Working Paper: NBER ID: w24362
Authors: Julian Kozlowski; Laura Veldkamp; Venky Venkateswaran
Abstract: Riskless interest rates fell in the wake of the financial crisis and have remained low. We explore a simple explanation: This recession was perceived as an extremely unlikely event before 2007. Observing such an episode led all agents to re-assess macro risk, in particular, the probability of tail events. Since changes in beliefs endure long after the event itself has passed, perceived tail risk remains high, generates a demand for riskless, liquid assets, and continues to depress the riskless rate.

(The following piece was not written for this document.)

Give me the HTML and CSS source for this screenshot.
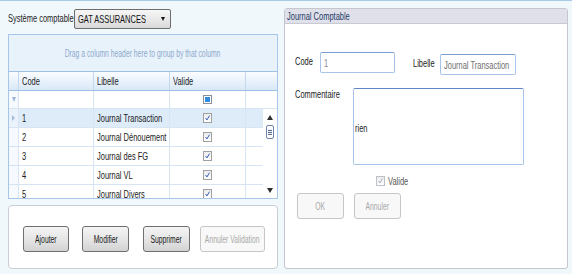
FILE: index.html
```html
<!DOCTYPE html>
<html lang="fr">
<head>
    <meta charset="UTF-8">
    <title>Journal Comptable</title>
    <link rel="stylesheet" href="styles.css">
</head>
<body>
    <div class="page">
        <!-- Left side: system picker, grid, actions -->
        <div class="left">
            <div class="picker">
                <span class="picker-label"><span class="t">Système comptable</span></span>
                <div class="select">
                    <span class="select-text"><span class="t">GAT ASSURANCES</span></span>
                    <span class="caret"></span>
                </div>
            </div>

            <div class="grid">
                <div class="group-panel"><span class="t">Drag a column header here to group by that column</span></div>
                <div class="row head">
                    <div class="ind"></div>
                    <div class="cell"><span class="t">Code</span></div>
                    <div class="cell"><span class="t">Libelle</span></div>
                    <div class="cell"><span class="t">Valide</span></div>
                    <div class="cell"></div>
                </div>
                <div class="row filter">
                    <div class="ind"><span class="funnel"></span></div>
                    <div class="cell"></div>
                    <div class="cell"></div>
                    <div class="cell center"><span class="tri-box"></span></div>
                    <div class="cell"></div>
                </div>
                <div class="body">
                    <div class="rows">
                        <div class="row selected">
                            <div class="ind"><span class="arrow"></span></div>
                            <div class="cell"><span class="t">1</span></div>
                            <div class="cell"><span class="t">Journal Transaction</span></div>
                            <div class="cell center"><span class="check"><svg viewBox="0 0 9 9"><polyline points="2,4.5 3.8,7 7,1.5"/></svg></span></div>
                            <div class="cell"></div>
                        </div>
                        <div class="row">
                            <div class="ind"></div>
                            <div class="cell"><span class="t">2</span></div>
                            <div class="cell"><span class="t">Journal Dénouement</span></div>
                            <div class="cell center"><span class="check"><svg viewBox="0 0 9 9"><polyline points="2,4.5 3.8,7 7,1.5"/></svg></span></div>
                            <div class="cell"></div>
                        </div>
                        <div class="row">
                            <div class="ind"></div>
                            <div class="cell"><span class="t">3</span></div>
                            <div class="cell"><span class="t">Journal des FG</span></div>
                            <div class="cell center"><span class="check"><svg viewBox="0 0 9 9"><polyline points="2,4.5 3.8,7 7,1.5"/></svg></span></div>
                            <div class="cell"></div>
                        </div>
                        <div class="row">
                            <div class="ind"></div>
                            <div class="cell"><span class="t">4</span></div>
                            <div class="cell"><span class="t">Journal VL</span></div>
                            <div class="cell center"><span class="check"><svg viewBox="0 0 9 9"><polyline points="2,4.5 3.8,7 7,1.5"/></svg></span></div>
                            <div class="cell"></div>
                        </div>
                        <div class="row">
                            <div class="ind"></div>
                            <div class="cell"><span class="t">5</span></div>
                            <div class="cell"><span class="t">Journal Divers</span></div>
                            <div class="cell center"><span class="check"><svg viewBox="0 0 9 9"><polyline points="2,4.5 3.8,7 7,1.5"/></svg></span></div>
                            <div class="cell"></div>
                        </div>
                    </div>
                    <div class="scrollbar">
                        <span class="sb-up"></span>
                        <span class="sb-thumb"></span>
                        <span class="sb-fill"></span>
                        <span class="sb-down"></span>
                    </div>
                </div>
            </div>

            <div class="actions">
                <button class="btn b-add"><span class="t">Ajouter</span></button>
                <button class="btn b-edit"><span class="t">Modifier</span></button>
                <button class="btn b-del"><span class="t">Supprimer</span></button>
                <button class="btn b-undo" disabled><span class="t">Annuler Validation</span></button>
            </div>
        </div>

        <!-- Right side: detail form -->
        <div class="panel">
            <div class="panel-title"><span class="t">Journal Comptable</span></div>
            <div class="form">
                <div class="line">
                    <span class="lbl"><span class="t">Code</span></span>
                    <div class="input code"><span class="t">1</span></div>
                    <span class="lbl libelle"><span class="t">Libelle</span></span>
                    <div class="input lib"><span class="t">Journal Transaction</span></div>
                </div>
                <div class="line comment">
                    <span class="lbl"><span class="t">Commentaire</span></span>
                    <div class="textarea"><span class="t">rien</span></div>
                </div>
                <div class="valid">
                    <span class="check dim"><svg viewBox="0 0 9 9"><polyline points="2,4.5 3.8,7 7,1.5"/></svg></span>
                    <span class="t">Valide</span>
                </div>
                <div class="form-buttons">
                    <button class="btn" disabled><span class="t">OK</span></button>
                    <button class="btn" disabled><span class="t">Annuler</span></button>
                </div>
            </div>
        </div>
    </div>
</body>
</html>
```

FILE: styles.css
```css
* {
    margin: 0;
    padding: 0;
    box-sizing: border-box;
}

body {
    width: 572px;
    height: 274px;
    overflow: hidden;
    background: #f1f8fc;
    border-top: 1px solid #a9c9ea;
    font-family: "Liberation Sans", Arial, sans-serif;
    font-size: 11px;
    color: #1b1b1b;
}

/* the screen font is a narrow one: squeeze the text horizontally */
.t {
    display: inline-block;
    white-space: nowrap;
    transform: scaleX(0.68);
    transform-origin: 0 50%;
}

.page {
    display: flex;
    gap: 6px;
}

.left {
    width: 278px;
    padding: 8px 0 0 8px;
    display: flex;
    flex-direction: column;
}

/* picker */
.picker {
    display: flex;
    align-items: center;
    height: 20px;
}

.picker-label {
    width: 66px;
    padding-bottom: 2px;
}

.select {
    width: 97px;
    height: 20px;
    border: 1px solid #6d6d6d;
    border-radius: 2px;
    background: linear-gradient(#f6f6f6, #e9e9e9 50%, #d9d9d9);
    display: flex;
    align-items: center;
    padding: 0 5px 0 3px;
    color: #111;
}

.select-text {
    flex: 1;
    min-width: 0;
    display: flex;
}

.caret {
    width: 0;
    height: 0;
    border-left: 2.5px solid transparent;
    border-right: 2.5px solid transparent;
    border-top: 4px solid #111;
}

/* grid */
.grid {
    margin-top: 5px;
    width: 270px;
    border: 1px solid #a7c5e8;
    background: #fff;
}

.group-panel {
    height: 36px;
    background: #e8f2fb;
    color: #8eaacb;
    font-size: 10px;
    display: flex;
    align-items: center;
    justify-content: center;
}

.group-panel .t {
    transform-origin: 50% 50%;
}

.row {
    display: grid;
    grid-template-columns: 9px 75px 76px 76px 1fr;
    height: 19px;
    border-bottom: 1px solid #d6e4f4;
}

.row.head {
    height: 20px;
    border-top: 1px solid #9fc0e6;
    border-bottom: 1px solid #9fc0e6;
    background: linear-gradient(#fbfdff, #e9f2fb 50%, #d9e8f7);
}

.row.filter {
    height: 18px;
}

.cell {
    border-left: 1px solid #d6e4f4;
    padding-left: 3px;
    display: flex;
    align-items: center;
    overflow: hidden;
}

.head .cell {
    border-left-color: #c5d7ec;
}

.cell.center {
    justify-content: center;
    padding-left: 0;
}

.ind {
    background: #f6f9fd;
    display: flex;
    align-items: center;
    justify-content: center;
}

.head .ind {
    background: none;
}

.funnel {
    width: 0;
    height: 0;
    border-left: 2.5px solid transparent;
    border-right: 2.5px solid transparent;
    border-top: 5px solid #9db8d8;
}

.arrow {
    width: 0;
    height: 0;
    border-top: 3px solid transparent;
    border-bottom: 3px solid transparent;
    border-left: 3px solid #a4bcd8;
}

.tri-box {
    display: block;
    width: 9px;
    height: 9px;
    border: 1px solid #8a8f99;
    padding: 1px;
    background: #2d8ce0;
    background-clip: content-box;
    box-shadow: inset 0 0 0 1px #fff;
}

.check {
    width: 9px;
    height: 10px;
    border: 1px solid #a0a0a0;
    background: linear-gradient(#ececec, #ffffff);
    display: flex;
}

.check svg {
    width: 100%;
    height: 100%;
    fill: none;
    stroke: #2b52b5;
    stroke-width: 1.2;
}

.check.dim {
    border-color: #bcc1c8;
}

.check.dim svg {
    stroke: #9ea7b4;
}

.body {
    display: flex;
    height: 89px;
    overflow: hidden;
}

.rows {
    flex: 1;
}

.row.selected {
    background: #deecfa;
}

.row.selected .ind {
    background: #eaf2fb;
}

.scrollbar {
    width: 14px;
    display: flex;
    flex-direction: column;
    align-items: center;
    padding: 6px 0 5px;
}

.sb-up {
    width: 0;
    height: 0;
    border-left: 3px solid transparent;
    border-right: 3px solid transparent;
    border-bottom: 5px solid #2c2c2c;
}

.sb-down {
    width: 0;
    height: 0;
    border-left: 3px solid transparent;
    border-right: 3px solid transparent;
    border-top: 5px solid #2c2c2c;
}

.sb-thumb {
    margin-top: 5px;
    width: 8px;
    height: 14px;
    border: 1px solid #6f86a8;
    border-radius: 2px;
    padding: 3px 1px;
    background: repeating-linear-gradient(#5f6f88 0 1px, #e8eef7 1px 2px);
    background-clip: content-box;
    background-color: #e8eef7;
}

.sb-fill {
    flex: 1;
}

/* action buttons */
.actions {
    margin-top: 6px;
    width: 270px;
    height: 64px;
    border: 1px solid #c9ced6;
    border-radius: 4px;
    background: #fff;
    display: flex;
    align-items: center;
    padding: 4px 0 0 14px;
}

.btn {
    width: 47px;
    height: 26px;
    border: 1px solid #6f6f6f;
    border-radius: 3px;
    background: linear-gradient(#f4f4f4, #e6e6e6 50%, #d2d2d2);
    font-family: inherit;
    font-size: 10px;
    color: #1b1b1b;
    display: flex;
    align-items: center;
    justify-content: center;
}

.btn .t {
    transform-origin: 50% 50%;
}

.b-add {
    width: 46px;
}

.b-edit {
    margin-left: 13px;
}

.b-del {
    margin-left: 14px;
}

.b-undo {
    width: 65px;
    margin-left: 10px;
}

.btn:disabled {
    border-color: #c6c6c6;
    background: #f8f8f8;
    color: #a9a9a9;
}

/* right panel */
.panel {
    margin-top: 7px;
    width: 284px;
    height: 261px;
    border: 1px solid #c4c7cf;
    border-radius: 3px;
    background: #fff;
    overflow: hidden;
}

.panel-title {
    height: 15px;
    background: #dfe0e9;
    border-bottom: 1px solid #c8cad2;
    padding-left: 2px;
    color: #243a66;
    line-height: 14px;
}

.form {
    padding: 28px 0 0 10px;
}

.line {
    display: flex;
    align-items: flex-start;
}

.lbl {
    width: 25px;
    padding-top: 3px;
}

.input {
    height: 21px;
    border: 1px solid #a8c4e8;
    border-top-color: #7c9fd0;
    border-radius: 2px;
    color: #8a8a8a;
    padding: 4px 3px 0;
    overflow: hidden;
}

.input.code {
    width: 75px;
}

.lbl.libelle {
    margin-left: 18px;
    width: 27px;
    padding-top: 5px;
}

.input.lib {
    width: 76px;
    margin-top: 2px;
    color: #6f6f6f;
}

.line.comment {
    margin-top: 13px;
}

.line.comment .lbl {
    width: 58px;
    padding-top: 0;
}

.textarea {
    width: 171px;
    height: 77px;
    border: 1px solid #a8c4e8;
    border-top-color: #5f88c8;
    border-radius: 2px;
    display: flex;
    align-items: center;
    padding: 3px 0 0 1px;
}

.valid {
    display: flex;
    align-items: center;
    gap: 3px;
    margin: 10px 0 0 81px;
    height: 12px;
    color: #555;
}

.form-buttons {
    display: flex;
    gap: 10px;
    margin: 6px 0 0 2px;
}
```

We embed this mechanism in a simple production economy with liquidity constraints and use observable macro data, along with standard econometric tools, to discipline beliefs about the distribution of aggregate shocks. When agents observe an extreme, adverse realization, they re-estimate the distribution and attach a higher probability to such events recurring. As a result, even transitory shocks have persistent effects because, once observed, the shock stays forever in the agents' data set. We show that our belief revision mechanism can help explain the persistent nature of the fall in the risk-free rates.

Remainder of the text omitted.